Well times do seem to change, a year ago the prospect of having 3D applications running under Linux was a painful one. Whereas the Windows market had a large number of cards to choose from, unless you had a voodoo (one or two) there was only software 3D for you. 3D under Linux has become very exciting over the last few months - with a much bigger handful of cards being supported. Most of these are supported under the DRI (Direct Rendering Infrastructure) architecture, and the NVIDIA based graphics cards being support under there own drivers. This review will look at the ASUS P3V4X and Celeron2 sitting in a Abit Slocket. The Celeron2 is the 566MHz version over clocked to 850MHz, and the motherboard is based on the VIA Apollo Pro133A chipset.

Motherboard Intro

In terms of motherboards I was very excited to play with this one, ASUS have made a very good board, with the ability to tweak every single part of it from the memory speed to the FSB makes this a very nice motherboard for over clocking indeed.
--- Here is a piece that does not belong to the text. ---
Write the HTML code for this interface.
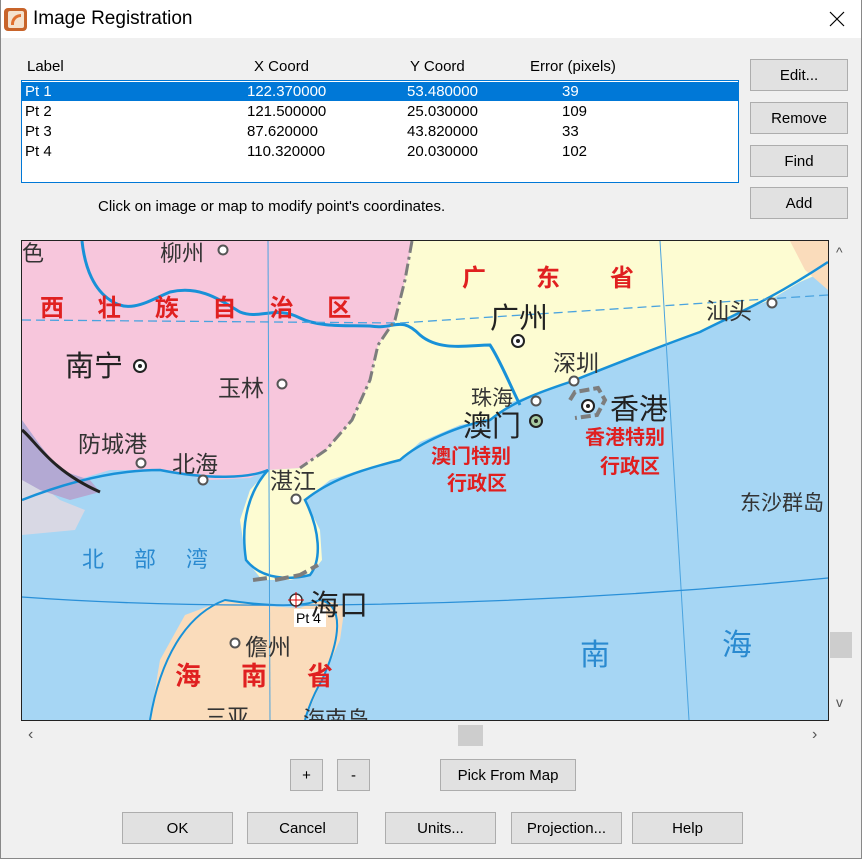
<!DOCTYPE html>
<html><head><meta charset="utf-8"><style>
body{margin:0;width:862px;height:859px;background:#f0f0f0;font-family:"Liberation Sans","Microsoft YaHei",sans-serif;font-size:15px;position:relative;overflow:hidden;color:#000}
.a{position:absolute}
.btn{position:absolute;background:#e1e1e1;border:1px solid #adadad;box-sizing:border-box;text-align:center;font-size:15px;line-height:32px}
.cjk{font-family:"Noto Sans CJK SC","WenQuanYi Zen Hei",sans-serif}
</style></head><body>
<div class="a" style="left:0;top:0;width:862px;height:38px;background:#fff"></div>
<div class="a" style="left:0;top:0;width:1px;height:859px;background:#888"></div>
<div class="a" style="left:861px;top:0;width:1px;height:859px;background:#888"></div>
<div class="a" style="left:0;top:858px;width:862px;height:1px;background:#888"></div>
<div class="a" style="left:4px;top:8px;width:23px;height:23px;background:#c8642a;border-radius:4px"></div>
<div class="a" style="left:8px;top:11px;width:16px;height:17px;background:#f4e2cf;border-radius:2px"></div>
<div class="a" style="left:11px;top:14px;width:10px;height:11px;border-radius:10px 0 0 0;border-top:3px solid #e07030;border-left:3px solid #e07030;box-sizing:border-box"></div>
<div class="a" style="left:33px;top:8px;font-size:19px">Image Registration</div>
<svg class="a" style="left:829px;top:11px" width="16" height="16"><path d="M1,1 L15,15 M15,1 L1,15" stroke="#000" stroke-width="1.2"/></svg>

<div class="a" style="left:27px;top:58px">Label</div>
<div class="a" style="left:254px;top:58px">X Coord</div>
<div class="a" style="left:410px;top:58px">Y Coord</div>
<div class="a" style="left:530px;top:58px">Error (pixels)</div>
<div class="a" style="left:21px;top:80px;width:718px;height:103px;background:#fff;border:1px solid #0078d7;box-sizing:border-box"></div>
<div class="a" style="left:22px;top:82px;width:716px;height:19px;background:#0078d7"></div>
<div class="a" style="left:25px;top:83px;color:#fff;font-size:15px;line-height:18px">Pt 1</div>
<div class="a" style="left:247px;top:83px;color:#fff;line-height:18px">122.370000</div>
<div class="a" style="left:407px;top:83px;color:#fff;line-height:18px">53.480000</div>
<div class="a" style="left:562px;top:83px;color:#fff;line-height:18px">39</div>
<div class="a" style="left:25px;top:103px;line-height:18px">Pt 2</div><div class="a" style="left:247px;top:103px;line-height:18px">121.500000</div><div class="a" style="left:407px;top:103px;line-height:18px">25.030000</div><div class="a" style="left:562px;top:103px;line-height:18px">109</div>
<div class="a" style="left:25px;top:123px;line-height:18px">Pt 3</div><div class="a" style="left:247px;top:123px;line-height:18px">87.620000</div><div class="a" style="left:407px;top:123px;line-height:18px">43.820000</div><div class="a" style="left:562px;top:123px;line-height:18px">33</div>
<div class="a" style="left:25px;top:143px;line-height:18px">Pt 4</div><div class="a" style="left:247px;top:143px;line-height:18px">110.320000</div><div class="a" style="left:407px;top:143px;line-height:18px">20.030000</div><div class="a" style="left:562px;top:143px;line-height:18px">102</div>
<div class="a" style="left:98px;top:198px">Click on image or map to modify point's coordinates.</div>

<div class="btn" style="left:750px;top:59px;width:98px;height:32px">Edit...</div>
<div class="btn" style="left:750px;top:102px;width:98px;height:32px">Remove</div>
<div class="btn" style="left:750px;top:145px;width:98px;height:32px">Find</div>
<div class="btn" style="left:750px;top:187px;width:98px;height:32px">Add</div>

<svg class="a" style="left:21px;top:240px" width="808" height="481" viewBox="21 240 808 481">
<rect x="21" y="240" width="808" height="481" fill="#a6d6f4"/>
<polygon fill="#f7c6dc" points="22,241 412,241 405,280 395,320 378,345 370,380 352,420 326,450 300,468 268,470 250,478 210,480 160,470 110,470 60,485 22,500"/>
<polygon fill="#fdfcd2" points="412,241 800,241 828,262 828,270 800,282 770,300 740,312 700,332 650,350 600,370 570,382 540,392 512,402 490,420 460,425 420,442 400,460 360,470 330,480 305,500 320,530 322,560 310,575 290,580 262,580 246,560 240,520 250,490 268,470 300,468 326,450 352,420 370,380 378,345 395,320 405,280"/>
<polygon fill="#fadcbb" points="790,241 828,241 828,290 805,270"/>
<polygon fill="#d8d8e4" points="22,470 60,500 85,510 75,530 22,535"/>
<polygon fill="#b3a9d3" points="22,420 40,445 60,470 90,480 100,492 70,500 40,490 22,480"/>
<polygon fill="#fadcbb" points="150,720 160,660 185,615 225,600 265,606 300,608 320,600 345,605 340,640 322,680 305,720"/>
<g fill="none" stroke="#1891d8" stroke-width="3">
<path d="M82,241 C85,270 95,290 110,300 C130,315 150,300 170,292 C200,285 220,300 240,312 C260,320 275,305 300,318 C320,328 350,325 370,326 C395,330 400,315 420,335 C440,352 470,345 490,345 C500,360 510,385 520,405"/>
<path d="M22,500 C60,485 110,470 160,470 C210,480 250,478 268,470 C250,490 240,520 246,560 C262,580 290,580 310,575 C322,560 320,530 305,500 C330,480 360,470 400,460 C420,442 460,425 490,420 C512,402 540,392 570,382 C600,370 650,350 700,332 C740,312 770,300 828,262" stroke-width="2.5"/>
<path d="M150,720 C160,660 185,615 225,600 C265,606 300,608 320,600 C345,605 340,640 322,680 C310,700 305,720 305,720" stroke-width="2"/>
</g>
<line x1="268" y1="241" x2="270" y2="720" stroke="#4aa3df" stroke-width="1"/>
<line x1="660" y1="241" x2="689" y2="720" stroke="#4aa3df" stroke-width="1"/>
<path d="M22,597 C200,610 500,610 828,578" stroke="#2a90d8" stroke-width="1.3" fill="none"/>
<path d="M22,320 L400,323 L828,295" stroke="#4aa3df" stroke-width="1.3" stroke-dasharray="9,5" fill="none"/>
<path d="M412,241 L405,280 L395,320 L378,345 L370,380 L352,420 L326,450 L300,468" stroke="#7d7d7d" stroke-width="3" stroke-dasharray="12,4,3,4" fill="none"/>
<path d="M253,580 L268,578 M275,580 L300,575 L318,565" stroke="#7d7d7d" stroke-width="4" stroke-dasharray="14,5" fill="none"/>
<path d="M570,400 L575,392 L598,388 L605,400 L597,415 L575,418" stroke="#7d7d7d" stroke-width="4" stroke-dasharray="10,4" fill="none"/>
<path d="M22,430 C35,440 50,470 100,492" stroke="#222" stroke-width="3" fill="none"/>
<g fill="#fff" stroke="#555" stroke-width="2">
<circle cx="223" cy="250" r="4.5"/><circle cx="282" cy="384" r="4.5"/><circle cx="141" cy="463" r="4.5"/><circle cx="203" cy="480" r="4.5"/><circle cx="296" cy="499" r="4.5"/><circle cx="574" cy="381" r="4.5"/><circle cx="536" cy="401" r="4.5"/><circle cx="772" cy="303" r="4.5"/><circle cx="235" cy="643" r="4.5"/>
</g>
<g fill="#fff" stroke="#222" stroke-width="2"><circle cx="140" cy="366" r="6"/><circle cx="518" cy="341" r="6"/><circle cx="588" cy="406" r="6"/><circle cx="536" cy="421" r="6" fill="#a6c9a0"/></g>
<g fill="#222"><circle cx="140" cy="366" r="2"/><circle cx="518" cy="341" r="2"/><circle cx="588" cy="406" r="2"/><circle cx="536" cy="421" r="2"/></g>
<circle cx="296" cy="600" r="6" fill="#fff" stroke="#333" stroke-width="1.5"/>
<path d="M288,600 H304 M296,592 V608" stroke="#d00" stroke-width="1"/>
<rect x="294" y="609" width="32" height="18" fill="#fff"/>
</svg>
<div class="a cjk" style="left:0;top:0;width:862px;height:859px;pointer-events:none">
<div class="a" style="left:22px;top:236px;font-size:22px;color:#333">色</div>
<div class="a" style="left:160px;top:236px;font-size:22px;color:#333">柳州</div>
<div class="a" style="left:40px;top:288px;font-size:24px;color:#e02020;font-weight:bold;letter-spacing:14px">西 壮 族 自 治 区</div>
<div class="a" style="left:462px;top:258px;font-size:24px;color:#e02020;font-weight:bold;letter-spacing:50px">广东省</div>
<div class="a" style="left:65px;top:343px;font-size:29px;color:#222">南宁</div>
<div class="a" style="left:218px;top:369px;font-size:23px;color:#333">玉林</div>
<div class="a" style="left:78px;top:425px;font-size:23px;color:#333">防城港</div>
<div class="a" style="left:172px;top:445px;font-size:23px;color:#333">北海</div>
<div class="a" style="left:270px;top:462px;font-size:23px;color:#333">湛江</div>
<div class="a" style="left:490px;top:295px;font-size:29px;color:#222">广州</div>
<div class="a" style="left:706px;top:292px;font-size:23px;color:#333">汕头</div>
<div class="a" style="left:553px;top:344px;font-size:23px;color:#333">深圳</div>
<div class="a" style="left:471px;top:382px;font-size:21px;color:#333">珠海</div>
<div class="a" style="left:463px;top:403px;font-size:29px;color:#222">澳门</div>
<div class="a" style="left:610px;top:386px;font-size:29px;color:#222">香港</div>
<div class="a" style="left:431px;top:440px;font-size:20px;color:#e02020;font-weight:bold">澳门特别</div>
<div class="a" style="left:447px;top:467px;font-size:20px;color:#e02020;font-weight:bold">行政区</div>
<div class="a" style="left:585px;top:421px;font-size:20px;color:#e02020;font-weight:bold">香港特别</div>
<div class="a" style="left:600px;top:450px;font-size:20px;color:#e02020;font-weight:bold">行政区</div>
<div class="a" style="left:740px;top:487px;font-size:21px;color:#333;white-space:nowrap;width:88px;overflow:hidden">东沙群岛</div>
<div class="a" style="left:82px;top:542px;font-size:22px;color:#2a8ad0;letter-spacing:30px">北部湾</div>
<div class="a" style="left:310px;top:582px;font-size:29px;color:#222">海口</div>
<div class="a" style="left:296px;top:610px;font-size:14px;color:#000;font-family:'Liberation Sans';">Pt 4</div>
<div class="a" style="left:245px;top:628px;font-size:23px;color:#333">儋州</div>
<div class="a" style="left:175px;top:656px;font-size:26px;color:#e02020;font-weight:bold;letter-spacing:40px">海南省</div>
<div class="a" style="left:580px;top:630px;font-size:30px;color:#2a8ad0">南</div>
<div class="a" style="left:722px;top:620px;font-size:30px;color:#2a8ad0">海</div>
<div class="a" style="left:205px;top:700px;font-size:22px;color:#333;height:20px;overflow:hidden">三亚</div>
<div class="a" style="left:303px;top:702px;font-size:22px;color:#333;height:18px;overflow:hidden">海南岛</div>
</div>
<div class="a" style="left:21px;top:240px;width:808px;height:481px;border:1px solid #222;box-sizing:border-box"></div>
<div class="a" style="left:836px;top:244px;font-size:14px;color:#555">^</div>
<div class="a" style="left:836px;top:694px;font-size:14px;color:#555">v</div>
<div class="a" style="left:830px;top:632px;width:22px;height:26px;background:#cdcdcd"></div>
<div class="a" style="left:28px;top:726px;font-size:16px;color:#555">‹</div>
<div class="a" style="left:812px;top:726px;font-size:16px;color:#555">›</div>
<div class="a" style="left:458px;top:725px;width:25px;height:21px;background:#cdcdcd"></div>

<div class="btn" style="left:290px;top:759px;width:33px;height:32px">+</div>
<div class="btn" style="left:337px;top:759px;width:33px;height:32px">-</div>
<div class="btn" style="left:440px;top:759px;width:136px;height:32px">Pick From Map</div>
<div class="btn" style="left:122px;top:812px;width:111px;height:32px">OK</div>
<div class="btn" style="left:247px;top:812px;width:111px;height:32px">Cancel</div>
<div class="btn" style="left:385px;top:812px;width:111px;height:32px">Units...</div>
<div class="btn" style="left:511px;top:812px;width:111px;height:32px">Projection...</div>
<div class="btn" style="left:632px;top:812px;width:111px;height:32px">Help</div>
</body></html>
Now pay attention here come those lovely little stats. It supports Intel Pentium II/III 233 to 933+MHz Copper mine and Celeron2 processors with the use of those handy little slocket boards from abit. The chipset is equipped with 133MHz Front Side Bus (FSB), and support for PC133 SDRAM, AGP 4X, Ultra DMA/66, Wake-On LAN, Ring, Keyboard/Mouse, as well as Chassis Intrusion Detection and with there being SIX PCI Slots you can put even more hardware into you box.